Toegangspoort Arboretum Tervuren, parking Vlaktedreef.
Pak je tijd
Brede lanen doorkruisen het bos. Ze zijn statisch en sierlijk tegelijk. ‘Vooral de Koninklijke wandeling is erg geliefd bij toeristen’, gaat Geert verder. We houden halt op één van de vele kruispunten ‘Deze weg leidt naar Jezus-Eik. Vroeger was dat een bedevaartsoord. Met mijn ouders ging ik regelmatig op zondagse uitstap naar Jezus-Eik. Zij dronken dan een kriek of geuze en samen genoten we van een boterham met plattekaas.’ De hoge beukenbomen laten me even heel klein voelen. ‘Hier is het elk seizoen genieten. In de zomer zorgen de bomen voor afkoeling, in de herfst bewonderen we alle kleuren.’ We verlaten het Zoniënwoud en wandelen het Warandepark in. Op de Zevenster, waar verschillende paden samenkomen, zie ik het gebroken restant van de 'Dolmensteen van Duisburg' liggen. De steen werd in 1883 gevonden door een boer tijdens het ploegen. ‘Met Pasar wandelen we vaak langs dit kruispunt van wegen. Het is een stuk groen waar mensen tot rust komen en dat als ontmoetingsplaats dient’, voegt Geert er nog aan toe.
Park van Tervuren, Keizerinnedreef z/n (en andere ingangen)
De (wan)hoop
Zo komen we aan in het park van Tervuren, het voormalig jachtgebied van de hertogen van Brabant. Ik zie meteen het Spaans huis: dat heeft zijn naam te danken aan de prachtige trapgevel. Hier heb je aan twee kanten een zicht op de vijvers. Op een eilandje staat een beeld. ‘Kraanvogels voor Tim’ van Tom Frantzen, een kunstenaar van hier met internationale uitstraling. In zijn werken zit fantasie en humor’, vertelt de gids. We lopen de Franse Tuinen in aan het AfricaMuseum. Tegen de gevel aan de zijkant van het gebouw leunen enkele bijzondere beelden. Het kunstwerk ‘Centres fermés, rêves ouverts’ is van de hand van Freddy Tsimba. De personages, zonder hoofd, zijn opgetrokken uit recuperatiemateriaal van de renovatiewerken aan het museum en lepels uit Kinshasha. ‘Weinig mensen kennen deze beeldengroep. De kunstenaar geeft de wanhoop van vluchtelingen weer in deze beelden. Volgens mij is hij daar goed in geslaagd. Spijtig dat hier geen uitleg bij het kunstwerk staat’, aldus Geert.

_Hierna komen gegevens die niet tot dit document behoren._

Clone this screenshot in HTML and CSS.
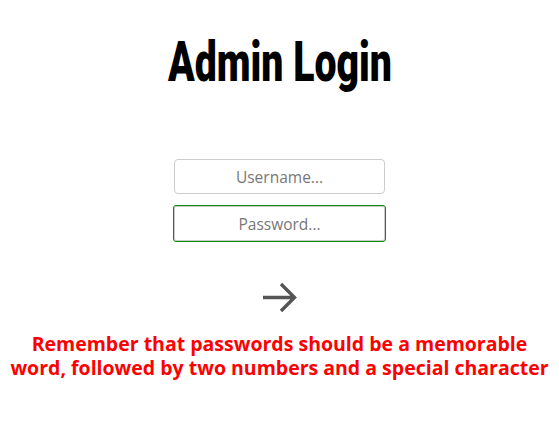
FILE: index.html
```html
<!DOCTYPE html>
<html lang="en">
<head>
    <meta charset="UTF-8">
    <meta name="viewport" content="width=device-width, initial-scale=1.0">
    <title>Admin Login</title>
    <link rel="stylesheet" href="styles.css">
</head>
<body>
    <div class="login">
        <h1 class="titulo"><span>Admin Login</span></h1>

        <form class="formulario">
            <input type="text" class="campo" placeholder="Username...">
            <input type="password" class="campo campo-ativo" placeholder="Password...">

            <button type="submit" class="enviar" aria-label="Login">
                <svg width="40" height="36" viewBox="0 0 40 36">
                    <path d="M3 17.5H35M21 4L34.5 17.5L21 31" fill="none" stroke="#555" stroke-width="3.4"/>
                </svg>
            </button>
        </form>

        <!-- aviso sobre a senha -->
        <p class="aviso">Remember that passwords should be a memorable word, followed by two numbers and a special character</p>
    </div>
</body>
</html>
```

FILE: styles.css
```css
body {
    margin: 8px;
    background-color: #fff;
    font-family: "Open Sans", "Noto Sans", sans-serif;
}

.login {
    display: flex;
    flex-direction: column;
    align-items: center;
}

.titulo {
    margin: 18px 0 0 0;
    font-family: "Roboto", sans-serif;
    font-weight: 900;
    font-size: 56px;
    line-height: 72px;
    color: #000;
}

/* fonte condensada aproximada */
.titulo span {
    display: inline-block;
    transform: scaleX(0.7);
}

.formulario {
    display: flex;
    flex-direction: column;
    align-items: center;
    margin-top: 61px;
}

.campo {
    width: 211px;
    height: 35px;
    box-sizing: border-box;
    border: 1px solid #ccc;
    border-radius: 4px;
    font-family: "Open Sans", sans-serif;
    font-size: 15.5px;
    text-align: center;
    color: #333;
    margin-bottom: 12px;
}

.campo::placeholder {
    color: #777;
}

.campo-ativo {
    border-radius: 2px;
    outline: 1px solid #0a8a0a;
}

.enviar {
    margin-top: 27px;
    padding: 0;
    border: none;
    background: none;
    cursor: pointer;
    line-height: 0;
}

.aviso {
    margin: 16px 0 0 0;
    font-weight: 700;
    font-size: 19.5px;
    line-height: 24px;
    color: #f00;
    text-align: center;
}
```
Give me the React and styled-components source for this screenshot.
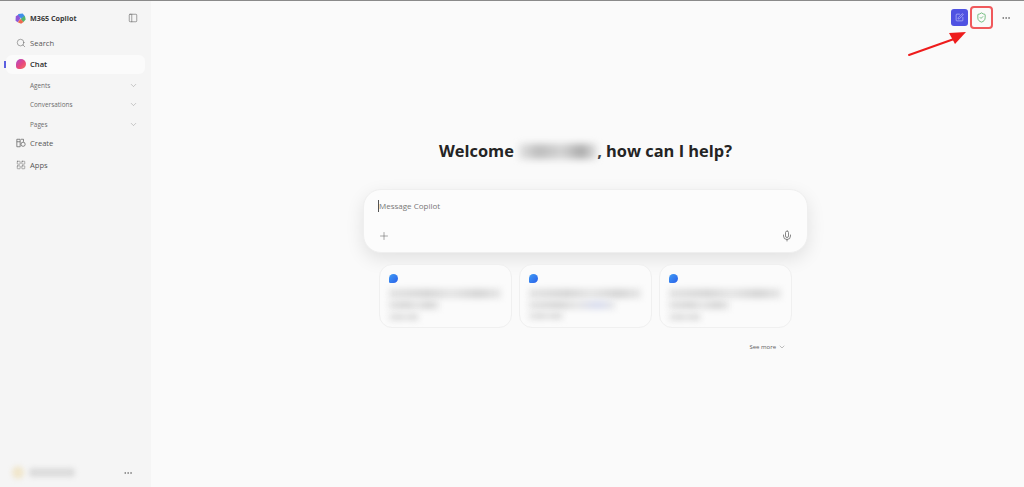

Beeldengroep, Leuvensesteenweg 13.
Een lach en een traan
Onze laatste stop brengt ons naar nog een schrijnend verhaal. In de schaduw van de parochiekerk Sint-Jan Evangelist houden we halt bij zeven graven. ‘Het zijn graven van Congolezen. Deze mensen werden voor de grote Wereldtentoonstelling van Brussel in 1897 ‘tentoongesteld’ in het Warandepark. Leopold II liet drie Afrikaanse dorpen bouwen, waar 267 Congolezen in werden ondergebracht in traditionele klederdracht. Zeven van hen overleefden de kille zomer niet en liggen hier begraven’. We blijven even kijken naar de graven. Ik probeer het waarom ervan te achterhalen. ‘Dit is een trieste herinnering aan het feit dat er overal ter wereld mensen tentoongesteld werden. Als rariteiten’, legt Geert me uit. Gelukkig wandelen we daarna langs Het Schildersatelier van Tom Frantzen in de Kerkstraat. Een aap in schilderkleren, een kat die speels vanuit het portaal het voetpad op loopt en een uil die goedkeurend toekijkt… Het is een einde in schoondheid.